PHILADELPHIA & READING CORPORATION, APPELLANT,
v.
UNITED STATES OF AMERICA, APPELLEE



Appeal from the United States District Court for the District of Delaware; (D.C. Civil Action No. 83-00823).

Becker and Hutchinson, Circuit Judges, and Smith, District Judge.*fn* Becker, Circuit Judge, dissenting.

Author: Hutchinson

Opinion OF THE COURT

HUTCHINSON, Circuit Judge

Philadelphia & Reading Corporation (taxpayer) appeals from a final order of the United States District Court for the District of Delaware granting summary judgment in favor of the United States (government) in the taxpayer's action for a tax refund totalling more than $10,000,000.00. The claimed refund is for taxes paid under assessments*fn1 that both the taxpayer and the government recognize were illegal. However, the district court accepted the government's argument that equitable considerations required the rejection of the taxpayer's refund claim.
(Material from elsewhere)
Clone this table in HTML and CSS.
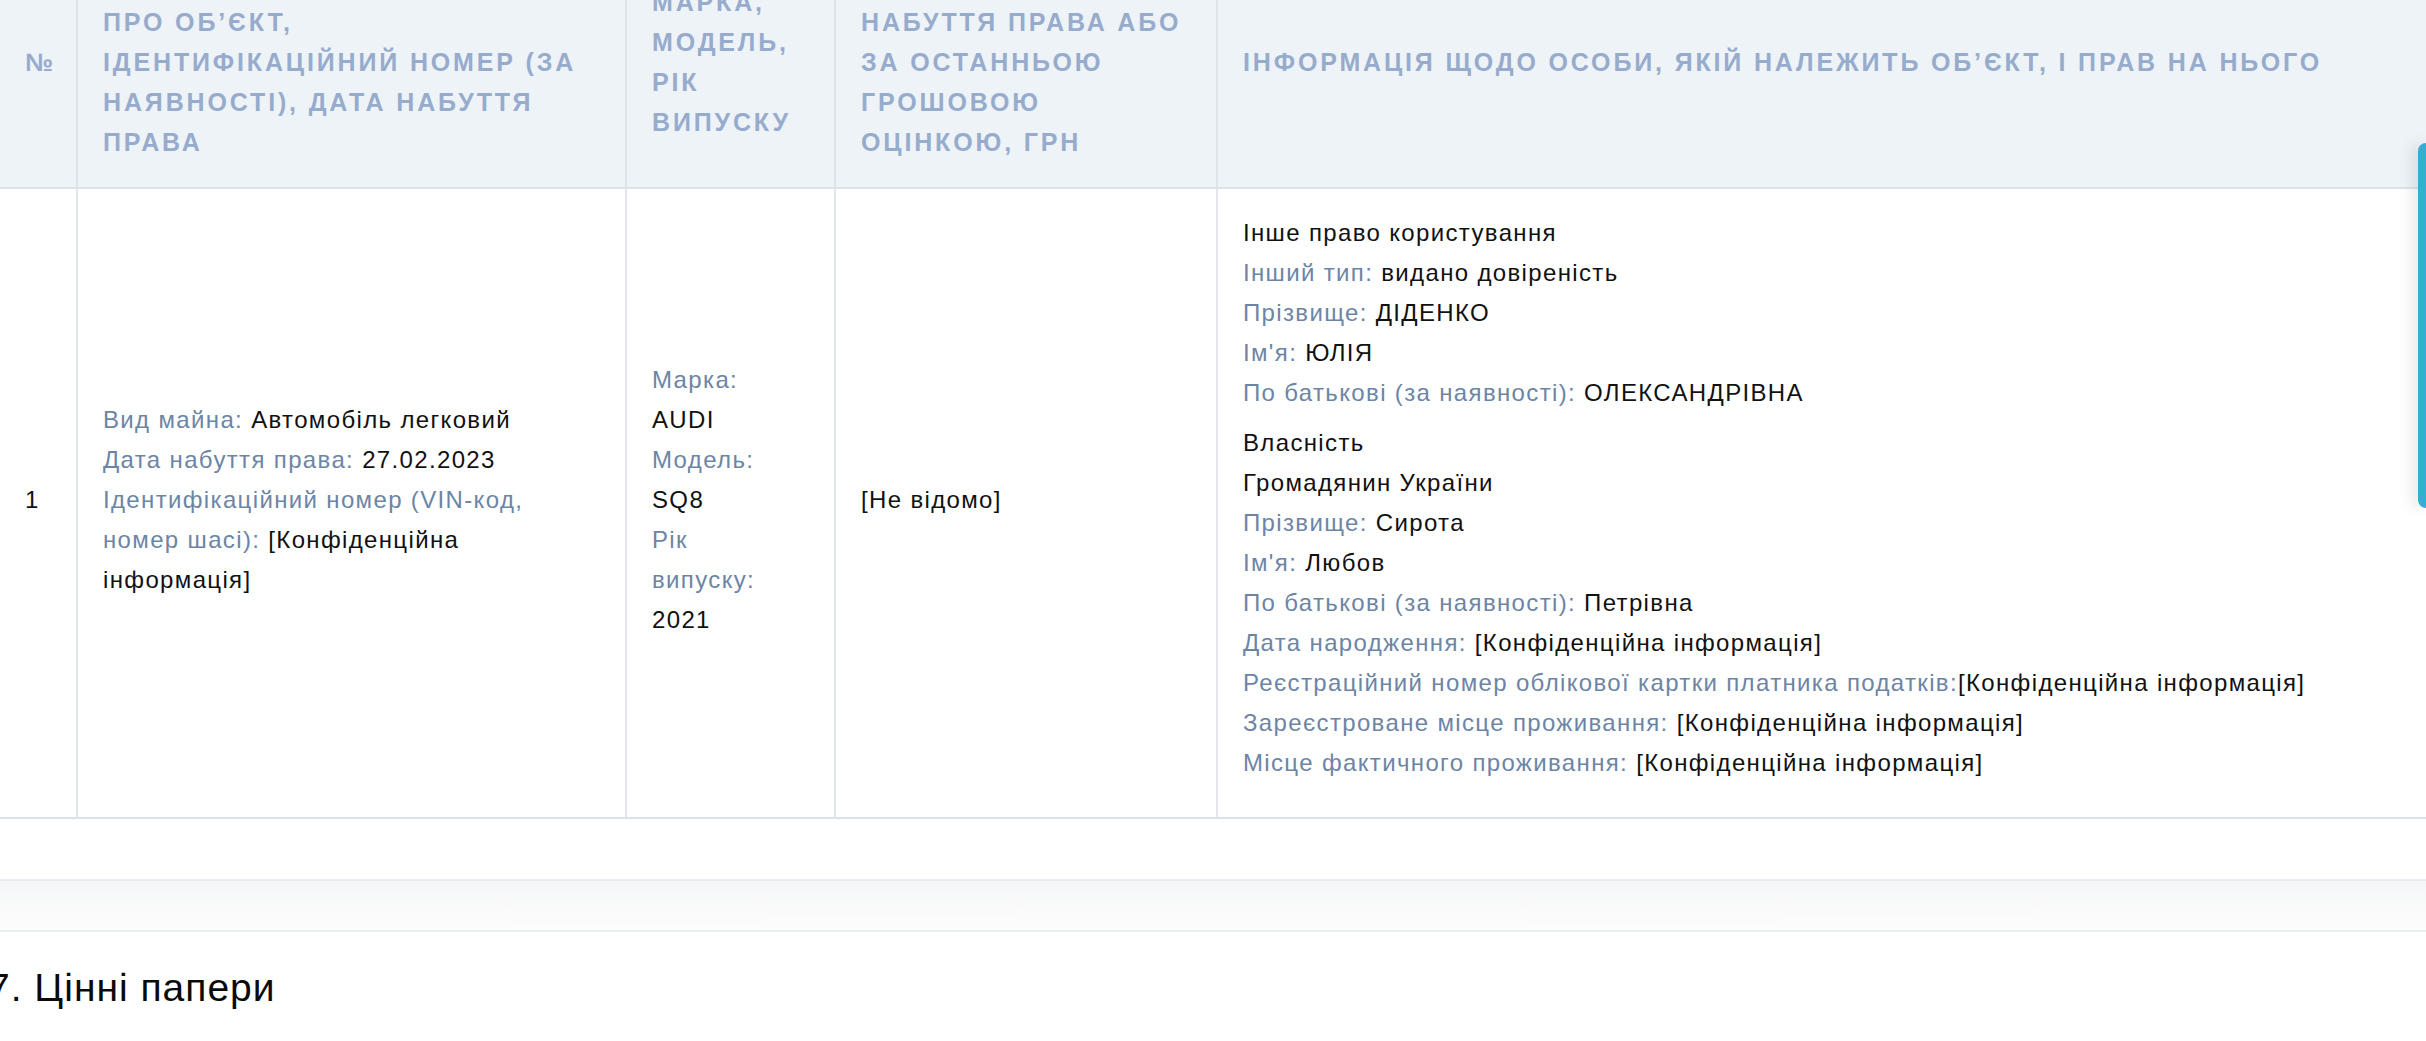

The court held it would be inequitable to grant the taxpayer's refund claim for three reasons. First, the statute of limitations on assessment of taxes against the taxpayer had run on all the taxable years in question. Second, the record showed that the taxpayer would not have contested the government's computations showing it owed net tax deficiencies of about $4,060,000.00 for the years in question. Third, the record also showed that the taxpayer would have eventually been willing to pay that net amount if the government had not mistakenly assessed taxes totaling approximately $10,000,000.00, excluding interest, without mailing the taxpayer the mandatory pre-assessment notice of deficiency. See 26 U.S.C.A. § 6213(a) (West Supp. 1991). The amount assessed represented the sum of the amounts the record shows the taxpayer was prepared to concede was due for years in which it had underpaid its taxes, but did not include any credit for taxes paid in years for which the government was prepared to concede overpayments totaling about $6,000,000.00.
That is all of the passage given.